Compounding the impact of this move was the shock decision by Woolworths to terminate its contract with TJDR Cape Town. Although the Cape Town and Johannesburg branches of TJDR operate independently, the impact on the Jupiter brand was palpable.
“It’s not easy to manage a crisis of this scale, but we’re confident that we did it to the best of our ability, with complete transparency and absolute honesty. And we are humbled by how well those most affected managed the situation,” says Deeb, commenting that there was very little bad mouthing of the agency, which is unusual.
One of the reasons why Deeb is excited is that this ‘new start’ (forced though it may be) allows the new exco team to create something new together.
In 2011, TJDR Johannesburg lost the second of its founding directors, CEO Renee Silverstone. Executive creative director Graham Warsop had moved to Cape Town in 2009.
The new exco comprises Deeb (CEO), Brad Reilly (chief creative officer), Kagiso Musi (client service director), Sean Reuben (financial director), Tom Cullinan (executive creative director), Tim Allemann (strategy head), Hazel Neuhaus (production director), and Sameeha Muthen (HR director).
“I am confident we have what it takes at both a management and talent level,” she says. “We have a brilliant team, we’re a generally happy and optimistic bunch – and we’re very resilient!”
It’s also worth remembering that TJDR Johannesburg is still the home of some top level accounts – the likes of Absa and MTN, both of which it has held for seven years, the juice portfolio for Coca-Cola, Castle Lite, and PPC.
In addition, the day after the Edcon announcement, the agency won two new pieces of business – Zimbabwe based African QSR (quick-service restaurant ) sensation Innscor, which operates the likes of Chicken Inn, Pizza Inn and Bakers Inn, and Deeb assures us is bigger than Famous Brands in Zimbabwe alone; and the SA Reserve Bank (together with TCF).
Both wins are significant for the agency because they signal a new direction for the agency – into Africa, and into the government sector.
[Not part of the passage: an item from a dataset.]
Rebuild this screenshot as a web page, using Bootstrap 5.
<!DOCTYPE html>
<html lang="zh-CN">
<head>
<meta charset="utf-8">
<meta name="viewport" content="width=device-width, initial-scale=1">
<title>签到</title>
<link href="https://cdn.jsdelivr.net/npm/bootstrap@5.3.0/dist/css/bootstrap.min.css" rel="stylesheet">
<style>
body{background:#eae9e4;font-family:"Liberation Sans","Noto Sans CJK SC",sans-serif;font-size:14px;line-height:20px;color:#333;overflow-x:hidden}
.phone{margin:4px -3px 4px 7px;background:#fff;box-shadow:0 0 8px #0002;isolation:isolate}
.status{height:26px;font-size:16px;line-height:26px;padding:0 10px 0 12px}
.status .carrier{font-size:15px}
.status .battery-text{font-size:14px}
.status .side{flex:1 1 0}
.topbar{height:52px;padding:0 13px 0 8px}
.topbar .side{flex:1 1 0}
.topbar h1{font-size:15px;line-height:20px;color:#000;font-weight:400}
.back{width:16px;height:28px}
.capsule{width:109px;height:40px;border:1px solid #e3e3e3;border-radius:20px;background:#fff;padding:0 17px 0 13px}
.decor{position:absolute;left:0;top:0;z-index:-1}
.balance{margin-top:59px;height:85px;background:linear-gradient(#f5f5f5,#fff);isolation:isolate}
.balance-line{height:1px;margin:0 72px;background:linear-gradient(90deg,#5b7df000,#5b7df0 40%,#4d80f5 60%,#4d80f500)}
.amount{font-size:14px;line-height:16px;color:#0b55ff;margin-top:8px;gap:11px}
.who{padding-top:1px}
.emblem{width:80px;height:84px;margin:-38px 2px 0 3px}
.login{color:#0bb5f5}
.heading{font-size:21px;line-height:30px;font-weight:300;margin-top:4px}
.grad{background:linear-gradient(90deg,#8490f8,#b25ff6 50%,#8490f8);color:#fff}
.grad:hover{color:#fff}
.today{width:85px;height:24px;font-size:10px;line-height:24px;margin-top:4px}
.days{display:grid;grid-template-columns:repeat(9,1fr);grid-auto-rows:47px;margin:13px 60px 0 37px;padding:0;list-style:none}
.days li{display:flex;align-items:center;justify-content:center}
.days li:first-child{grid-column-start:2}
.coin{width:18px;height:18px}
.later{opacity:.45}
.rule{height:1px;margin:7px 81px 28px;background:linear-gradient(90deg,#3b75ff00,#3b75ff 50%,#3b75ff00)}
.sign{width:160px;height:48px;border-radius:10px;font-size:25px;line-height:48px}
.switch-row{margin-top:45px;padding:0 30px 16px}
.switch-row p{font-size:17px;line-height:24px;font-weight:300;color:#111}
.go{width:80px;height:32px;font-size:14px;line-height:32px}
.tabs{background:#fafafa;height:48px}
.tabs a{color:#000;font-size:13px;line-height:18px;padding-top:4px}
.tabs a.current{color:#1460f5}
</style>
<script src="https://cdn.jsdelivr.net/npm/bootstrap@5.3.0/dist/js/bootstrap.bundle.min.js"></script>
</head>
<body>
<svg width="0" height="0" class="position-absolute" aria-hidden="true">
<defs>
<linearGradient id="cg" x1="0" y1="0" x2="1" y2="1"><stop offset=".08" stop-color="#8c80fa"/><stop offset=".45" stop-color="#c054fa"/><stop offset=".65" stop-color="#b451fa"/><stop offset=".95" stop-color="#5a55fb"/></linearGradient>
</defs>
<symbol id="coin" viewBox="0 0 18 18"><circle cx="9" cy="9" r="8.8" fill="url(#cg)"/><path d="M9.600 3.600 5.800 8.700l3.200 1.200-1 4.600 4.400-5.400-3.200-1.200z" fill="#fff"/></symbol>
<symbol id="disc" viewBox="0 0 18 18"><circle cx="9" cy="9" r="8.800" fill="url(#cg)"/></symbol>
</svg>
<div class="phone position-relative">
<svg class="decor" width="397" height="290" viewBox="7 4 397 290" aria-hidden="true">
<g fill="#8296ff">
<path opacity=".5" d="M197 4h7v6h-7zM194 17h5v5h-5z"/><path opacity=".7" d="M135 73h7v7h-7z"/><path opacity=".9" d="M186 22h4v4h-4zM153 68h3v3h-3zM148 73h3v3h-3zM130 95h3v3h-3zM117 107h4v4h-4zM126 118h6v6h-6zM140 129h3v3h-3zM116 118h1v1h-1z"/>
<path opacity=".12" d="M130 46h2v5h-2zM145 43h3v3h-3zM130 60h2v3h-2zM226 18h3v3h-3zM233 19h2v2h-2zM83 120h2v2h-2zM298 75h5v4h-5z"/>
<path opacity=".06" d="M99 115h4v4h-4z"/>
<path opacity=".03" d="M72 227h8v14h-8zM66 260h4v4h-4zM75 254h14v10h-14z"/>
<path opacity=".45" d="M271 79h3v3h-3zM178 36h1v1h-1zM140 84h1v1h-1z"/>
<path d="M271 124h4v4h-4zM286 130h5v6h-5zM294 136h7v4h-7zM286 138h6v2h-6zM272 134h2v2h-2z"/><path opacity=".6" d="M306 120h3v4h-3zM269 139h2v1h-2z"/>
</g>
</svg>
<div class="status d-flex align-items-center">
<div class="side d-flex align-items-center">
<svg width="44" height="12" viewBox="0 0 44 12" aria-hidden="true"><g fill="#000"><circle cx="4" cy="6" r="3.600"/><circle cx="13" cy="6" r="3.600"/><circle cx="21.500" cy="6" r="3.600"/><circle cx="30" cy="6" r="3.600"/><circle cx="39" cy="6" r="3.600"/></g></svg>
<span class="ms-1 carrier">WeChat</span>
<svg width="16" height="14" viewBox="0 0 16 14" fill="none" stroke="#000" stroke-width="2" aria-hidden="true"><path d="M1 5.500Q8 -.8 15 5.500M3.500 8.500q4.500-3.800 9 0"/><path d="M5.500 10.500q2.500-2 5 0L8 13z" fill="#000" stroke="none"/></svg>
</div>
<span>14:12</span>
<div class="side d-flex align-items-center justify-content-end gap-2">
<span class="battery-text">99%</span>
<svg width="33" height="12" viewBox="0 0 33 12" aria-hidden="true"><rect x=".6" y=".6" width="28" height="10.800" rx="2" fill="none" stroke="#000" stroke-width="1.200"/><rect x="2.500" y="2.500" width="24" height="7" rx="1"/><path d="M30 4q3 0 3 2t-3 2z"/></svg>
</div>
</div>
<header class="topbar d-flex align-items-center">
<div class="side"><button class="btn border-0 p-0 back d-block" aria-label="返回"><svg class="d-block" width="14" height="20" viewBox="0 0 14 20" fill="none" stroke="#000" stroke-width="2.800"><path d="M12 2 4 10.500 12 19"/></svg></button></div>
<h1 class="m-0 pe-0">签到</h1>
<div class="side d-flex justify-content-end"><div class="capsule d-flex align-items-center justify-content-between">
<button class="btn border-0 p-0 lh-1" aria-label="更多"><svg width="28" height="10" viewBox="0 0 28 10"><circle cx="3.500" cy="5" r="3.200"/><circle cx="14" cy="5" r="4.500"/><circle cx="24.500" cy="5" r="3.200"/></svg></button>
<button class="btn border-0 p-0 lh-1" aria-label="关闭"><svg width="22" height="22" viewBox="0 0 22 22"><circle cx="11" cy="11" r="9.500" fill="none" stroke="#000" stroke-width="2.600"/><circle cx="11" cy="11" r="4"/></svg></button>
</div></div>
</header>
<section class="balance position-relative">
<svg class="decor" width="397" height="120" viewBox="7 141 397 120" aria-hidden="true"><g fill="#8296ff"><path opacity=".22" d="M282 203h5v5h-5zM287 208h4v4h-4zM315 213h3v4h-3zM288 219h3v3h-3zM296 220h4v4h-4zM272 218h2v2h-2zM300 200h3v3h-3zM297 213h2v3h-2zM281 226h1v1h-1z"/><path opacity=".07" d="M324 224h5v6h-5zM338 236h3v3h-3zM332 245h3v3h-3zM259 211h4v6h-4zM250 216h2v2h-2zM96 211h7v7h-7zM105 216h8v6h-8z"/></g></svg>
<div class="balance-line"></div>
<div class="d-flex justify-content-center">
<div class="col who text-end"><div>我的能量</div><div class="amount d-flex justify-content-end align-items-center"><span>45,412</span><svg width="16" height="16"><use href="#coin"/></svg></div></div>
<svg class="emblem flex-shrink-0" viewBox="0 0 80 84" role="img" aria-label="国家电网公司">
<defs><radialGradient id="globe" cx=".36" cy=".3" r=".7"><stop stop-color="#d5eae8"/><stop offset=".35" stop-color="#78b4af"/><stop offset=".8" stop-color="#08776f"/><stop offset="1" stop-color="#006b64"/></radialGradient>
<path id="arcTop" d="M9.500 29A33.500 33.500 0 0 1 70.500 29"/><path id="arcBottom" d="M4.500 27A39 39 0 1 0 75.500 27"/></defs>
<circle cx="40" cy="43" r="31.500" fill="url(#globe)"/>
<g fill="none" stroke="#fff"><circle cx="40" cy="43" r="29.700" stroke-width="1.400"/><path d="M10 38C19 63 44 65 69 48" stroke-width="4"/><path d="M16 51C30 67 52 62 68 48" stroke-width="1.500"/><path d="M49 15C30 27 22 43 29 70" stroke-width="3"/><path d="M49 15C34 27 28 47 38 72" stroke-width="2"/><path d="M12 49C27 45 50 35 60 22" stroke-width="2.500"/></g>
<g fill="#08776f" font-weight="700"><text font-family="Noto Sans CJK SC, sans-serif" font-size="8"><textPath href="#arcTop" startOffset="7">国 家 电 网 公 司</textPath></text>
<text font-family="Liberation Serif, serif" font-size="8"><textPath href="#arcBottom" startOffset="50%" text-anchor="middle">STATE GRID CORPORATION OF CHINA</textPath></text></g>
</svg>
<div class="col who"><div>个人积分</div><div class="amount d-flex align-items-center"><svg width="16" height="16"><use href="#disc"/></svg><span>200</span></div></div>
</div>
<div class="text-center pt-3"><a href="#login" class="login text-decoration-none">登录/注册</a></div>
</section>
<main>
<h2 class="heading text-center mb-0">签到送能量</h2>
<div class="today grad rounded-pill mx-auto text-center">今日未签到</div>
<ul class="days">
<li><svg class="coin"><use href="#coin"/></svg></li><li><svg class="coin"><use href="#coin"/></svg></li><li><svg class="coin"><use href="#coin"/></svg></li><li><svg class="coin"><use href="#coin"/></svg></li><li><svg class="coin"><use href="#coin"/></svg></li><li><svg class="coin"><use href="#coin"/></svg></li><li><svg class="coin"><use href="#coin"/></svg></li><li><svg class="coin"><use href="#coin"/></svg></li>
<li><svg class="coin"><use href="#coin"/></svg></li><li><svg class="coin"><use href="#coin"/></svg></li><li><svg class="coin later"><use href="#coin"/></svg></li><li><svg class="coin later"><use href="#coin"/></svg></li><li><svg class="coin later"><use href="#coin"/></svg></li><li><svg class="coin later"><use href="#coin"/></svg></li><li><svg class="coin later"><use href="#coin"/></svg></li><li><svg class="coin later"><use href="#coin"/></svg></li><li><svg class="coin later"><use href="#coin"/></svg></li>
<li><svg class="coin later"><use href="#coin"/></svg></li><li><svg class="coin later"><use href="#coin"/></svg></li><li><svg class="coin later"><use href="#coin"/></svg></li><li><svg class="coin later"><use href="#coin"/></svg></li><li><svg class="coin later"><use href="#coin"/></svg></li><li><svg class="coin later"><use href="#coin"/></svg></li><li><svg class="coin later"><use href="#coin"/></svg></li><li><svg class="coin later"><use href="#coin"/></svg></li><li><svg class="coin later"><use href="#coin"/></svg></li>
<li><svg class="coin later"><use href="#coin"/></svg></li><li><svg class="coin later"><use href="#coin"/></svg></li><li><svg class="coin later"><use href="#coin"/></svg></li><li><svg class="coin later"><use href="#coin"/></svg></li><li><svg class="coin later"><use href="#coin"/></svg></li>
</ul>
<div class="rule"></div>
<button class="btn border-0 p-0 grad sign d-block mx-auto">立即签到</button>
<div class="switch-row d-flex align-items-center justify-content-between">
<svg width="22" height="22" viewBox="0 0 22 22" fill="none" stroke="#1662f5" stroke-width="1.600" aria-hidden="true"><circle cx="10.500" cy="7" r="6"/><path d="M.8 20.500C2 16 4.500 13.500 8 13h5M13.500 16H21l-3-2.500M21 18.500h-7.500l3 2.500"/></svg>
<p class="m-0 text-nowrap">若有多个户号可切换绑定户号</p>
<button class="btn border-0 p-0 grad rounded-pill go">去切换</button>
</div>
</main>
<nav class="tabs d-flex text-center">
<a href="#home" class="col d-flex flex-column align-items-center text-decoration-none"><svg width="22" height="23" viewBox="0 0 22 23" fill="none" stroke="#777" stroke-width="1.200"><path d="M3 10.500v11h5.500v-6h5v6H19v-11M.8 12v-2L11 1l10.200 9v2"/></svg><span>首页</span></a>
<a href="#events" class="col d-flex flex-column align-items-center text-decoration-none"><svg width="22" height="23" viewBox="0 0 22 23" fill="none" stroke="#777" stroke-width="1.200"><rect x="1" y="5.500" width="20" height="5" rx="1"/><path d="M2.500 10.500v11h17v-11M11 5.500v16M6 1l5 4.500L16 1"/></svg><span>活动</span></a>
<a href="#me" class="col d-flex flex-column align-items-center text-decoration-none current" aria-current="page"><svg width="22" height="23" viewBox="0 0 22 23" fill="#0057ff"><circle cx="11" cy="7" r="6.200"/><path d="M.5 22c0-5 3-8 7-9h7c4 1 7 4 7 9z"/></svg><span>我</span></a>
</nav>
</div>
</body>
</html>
It goes without saying that the agency has a great grounding in Africa, through MTN, but Deeb believes there’s still enormous room for growth north of our borders.
“We also believe that there’s enormous opportunity in the government sector, and are determined to build up our credentials in this sector, because it definitely requires specialist skills and people,” says Deeb.
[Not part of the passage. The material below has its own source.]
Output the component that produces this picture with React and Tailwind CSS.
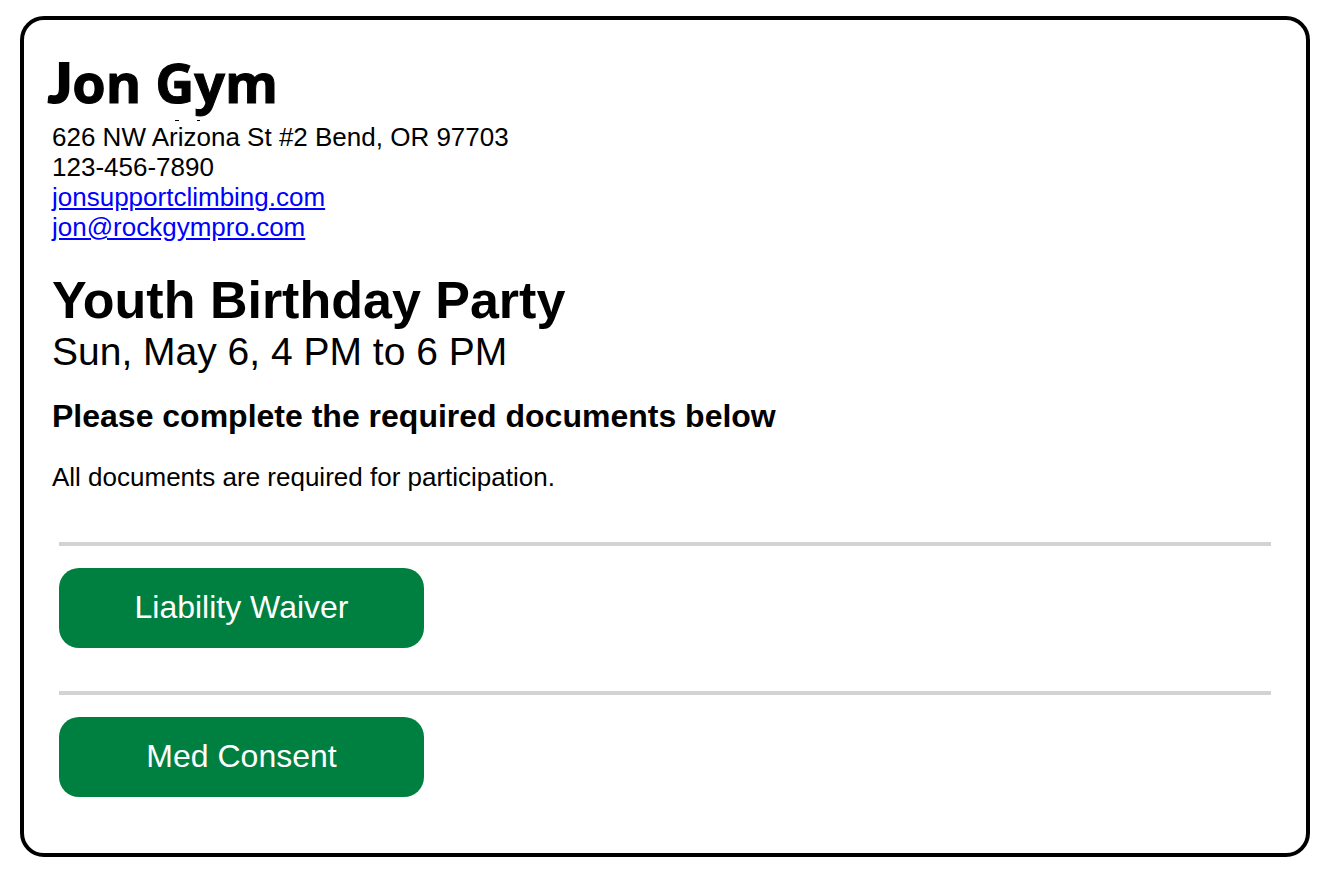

In addition, she confirms that the agency is sniffing around a small retail fashion brand, because it has the understanding and skills gained through working on Edcon. And it’s on the lookout for brave, marketing-led brands that will allow the agency to do what it does best – create work that works.
“The positive spin on our forced downsize is that clients now see us small, nimble and hungry – which we are!” she says.
Mash up to move on
In a bid to take this hunger to the troops at the agency, Deeb and her exco initiated an internal restructure of the business – affectionately referred to as ‘Mash Up’.
“We believe that the best way to regain both our spirit, and a portion of the business that we lost, is to give our people ownership of their work, and the associated accountability.”
She adds that it’s also about having ‘more skin in the game’. More and more, TJDR Johannesburg is earning a significant portion of its revenue based on client results. It’s important that the teams creating the work understand the importance that the work, well, works.
The idea is to allow Jupiter staffers to create their own full service teams, with their own clients, own targets, own budgets. They choose their own teams, they choose where to sit, they pitch to the exco for clients – and they are also empowered to seek new business.
“It’s about building an entrepreneurial spirit among our staff, allowing them to take some of the power back into their own hands,” says Deeb.
After all, TJDR does not have the luxury of international clients which are so often the bread and butter for local agencies. It is, at heart, a South African agency and if it is going to survive and thrive in the future, it needs to foster this very South African trait.